The Expanding Role of CAR T Cells in Lymphoma and Leukemia - Episode 9
Stephen J. Schuster, MD: The next part of the discussion is based on our experiences and what is being captured in the literature. These are points that are practical for those physicians who are in practice and treating patients with lymphoma but are not at a center that is necessarily doing CAR [chimeric antigen receptor] T-cell therapy. And that relates to identifying who’s the right person for CAR T; well obviously, we can only go by the label at these prices. But timing is a more important issue. Identifying and timing are related because you can identify when you’re too late. Let’s talk about timing and identification of the patients you would refer to CAR T-cell therapy.
David Miklos, MD: You started with the obvious one. You can be too late, to not get the referral going early when a patient is showing a refractory response to induction chemotherapy. Even though you must give that second round of salvage by label, you know that’s not likely to work, and you better be calling your referral center. And secondly, the patient who has no evidence of response after 1 round of salvage, it’s not going to get better after the second. You’re still going to give that therapy, but please call. Because low disease burden, good performance status, low LDH [lactate dehydrogenase], and low inflammatory state are 4 of the 5 now repeatedly identified poor prognostic signs. They’re all related to waiting too long.
Stephen J. Schuster, MD: Yes, and that extra cycle of chemotherapy further depletes the lymphocytes in patients for whom you may need to manufacture cells. You’re not doing a patient a favor by waiting.
Matthew J. Frigault, MD: Not only that, but some of the newer therapies that are coming out that are competing with the same indication have impacts in terms of the types of quality of cells you’re getting, your likelihood of manufacturing these cells. And so dragging your feet and being pulled to give a therapy that may contain something like bendamustine will impact your ability to collect, manufacture, and get a patient to infusion quickly.
Loretta J. Nastoupil, MD: Matt, you touched on this earlier. One of the biggest issues we have is we know identifying patients early and introducing this is great. But we partner with community oncologists oftentimes. And these patients get to us, and they’re in a state that we’re nervous about toxicity and efficacy. How do you optimize these patients? We now have things like bendamustine, polatuzumab, rituximab, though I agree, I have significant concern about giving them bendamustine before collecting those cells. We may have something like tafasitamab, which is a naked CD19 antibody, in combination with lenalidomide. There is a huge unmet need for how we bridge these patients, because we know those who need bridging are going to do worse, based on the fact they need to be optimized. That’s where I struggle. What are your thoughts?

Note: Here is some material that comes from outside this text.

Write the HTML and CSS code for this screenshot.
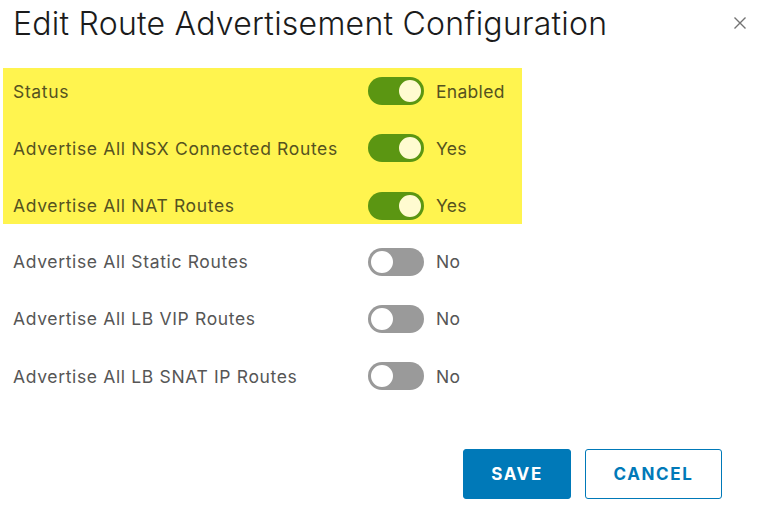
FILE: index.html
```html
<!DOCTYPE html>
<html>
<head>
<meta charset="utf-8">
<link rel="stylesheet" href="styles.css">
</head>
<body>
<div class="modal">
  <div class="header">
    <h1 class="title">Edit Route Advertisement Configuration</h1>
    <svg class="close" width="14" height="14" viewBox="0 0 14 14"><path d="M1.5 1.5 L12.5 12.5 M12.5 1.5 L1.5 12.5" stroke="#737373" stroke-width="1.4" fill="none"/></svg>
  </div>
  <div class="highlight">
    <div class="row">
      <span class="label">Status</span>
      <span class="toggle on"><span class="thumb"></span></span>
      <span class="value">Enabled</span>
    </div>
    <div class="row">
      <span class="label">Advertise All NSX Connected Routes</span>
      <span class="toggle on"><span class="thumb"></span></span>
      <span class="value">Yes</span>
    </div>
    <div class="row">
      <span class="label">Advertise All NAT Routes</span>
      <span class="toggle on"><span class="thumb"></span></span>
      <span class="value">Yes</span>
    </div>
  </div>
  <div class="plain">
    <div class="row">
      <span class="label">Advertise All Static Routes</span>
      <span class="toggle off"><span class="thumb"></span></span>
      <span class="value">No</span>
    </div>
    <div class="row">
      <span class="label">Advertise All LB VIP Routes</span>
      <span class="toggle off"><span class="thumb"></span></span>
      <span class="value">No</span>
    </div>
    <div class="row">
      <span class="label">Advertise All LB SNAT IP Routes</span>
      <span class="toggle off"><span class="thumb"></span></span>
      <span class="value">No</span>
    </div>
  </div>
  <div class="footer">
    <button class="btn primary">SAVE</button>
    <button class="btn outline">CANCEL</button>
  </div>
</div>
</body>
</html>
```
FILE: styles.css
```css
html, body {
  margin: 0;
  padding: 0;
  background: #ffffff;
}
.modal {
  width: 768px;
  height: 509px;
  font-family: "Inter", "Lato", sans-serif;
  color: #565656;
}
.header {
  display: flex;
  align-items: center;
  justify-content: space-between;
  padding: 3px 21px 0 13px;
  height: 40px;
}
.title {
  margin: 0;
  font-weight: 300;
  font-size: 32px;
  color: #1b1b1b;
  letter-spacing: 0.25px;
  white-space: nowrap;
}
.close {
  display: block;
  flex: none;
}
.highlight {
  margin: 25px 0 0 3px;
  width: 509px;
  padding: 9px 0 4px 10px;
  background: #fff44f;
  display: flex;
  flex-direction: column;
  gap: 29.33px;
  color: #55521f;
}
.plain {
  margin: 24px 0 0 13px;
  display: flex;
  flex-direction: column;
  gap: 29.33px;
}
.row {
  display: flex;
  align-items: center;
  height: 28px;
  font-size: 17.5px;
  letter-spacing: 0.65px;
  white-space: nowrap;
}
.label {
  width: 355px;
  flex: none;
}
.toggle {
  position: relative;
  width: 56px;
  height: 28px;
  border-radius: 14px;
  box-sizing: border-box;
  flex: none;
}
.toggle.on {
  background: #5b9612;
}
.toggle.off {
  background: #9a9a9a;
}
.thumb {
  position: absolute;
  top: 1px;
  width: 26px;
  height: 26px;
  border-radius: 50%;
  background: #ffffff;
  box-sizing: border-box;
}
.toggle.on .thumb {
  right: 1px;
  border: 2px solid #5b9612;
  background: #fffbd0;
}
.toggle.off .thumb {
  left: 1px;
  border: 2px solid #9a9a9a;
}
.value {
  margin-left: 12px;
  letter-spacing: 0.3px;
}
.footer {
  display: flex;
  gap: 14px;
  margin: 59px 0 0 463px;
}
.btn {
  height: 50px;
  border-radius: 3px;
  font-family: "Inter", sans-serif;
  font-weight: 700;
  font-size: 17px;
  letter-spacing: 1.6px;
  box-sizing: border-box;
  padding: 0;
}
.primary {
  width: 108px;
  background: #0079b8;
  color: #ffffff;
  border: 1px solid #0079b8;
}
.outline {
  width: 137px;
  background: #ffffff;
  color: #0079b8;
  border: 1px solid #0079b8;
}
```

Stephen J. Schuster, MD: One thing that’s very important is the bendamustine/polatuzumab issue, because the data had been presented. There’s a nice response rate in people that are refractory to the common salvage regimens. And bendamustine is a wonderful lymphodepleting agent. We use it at Penn [Abramson Cancer Center] more often than CyFlow [flow cytometer]. Results are not worse than other people’s, and I have lymphocyte data to substantiate what it does to the lymphocyte count. It makes no sense to be giving that and then sending them to a place where you’re expecting them to pherese and make CAR T cells. That’s clearly, before you give bendamustine to somebody….
Matthew J. Frigault, MD: Most people on this talk and most people doing CAR T-cell therapy are happy to get a phone call or an email or any kind of communication to give freebie advice on how to strategize. Because one thing we can touch on here is that there’s a strategy of getting, at least in the autologous T-cell setting, a strategy of getting a patient to an infusion safely while still simultaneously optimizing them for success.
David Miklos, MD: Recognizing you still have other hurdles to get over—scheduling, insurance authorization. The 5 of us probably take referrals for the next day, because we know that the timeline is short for that patient, and the success is dependent on getting it going fast.
Stephen J. Schuster, MD: And now with telemedicine, you can even see the patients without going to the office. There’s no excuse not to see them the next day. You can even see them at night before you go to bed, David. Yes, there is no excuse to not send the patients. We can see them right away.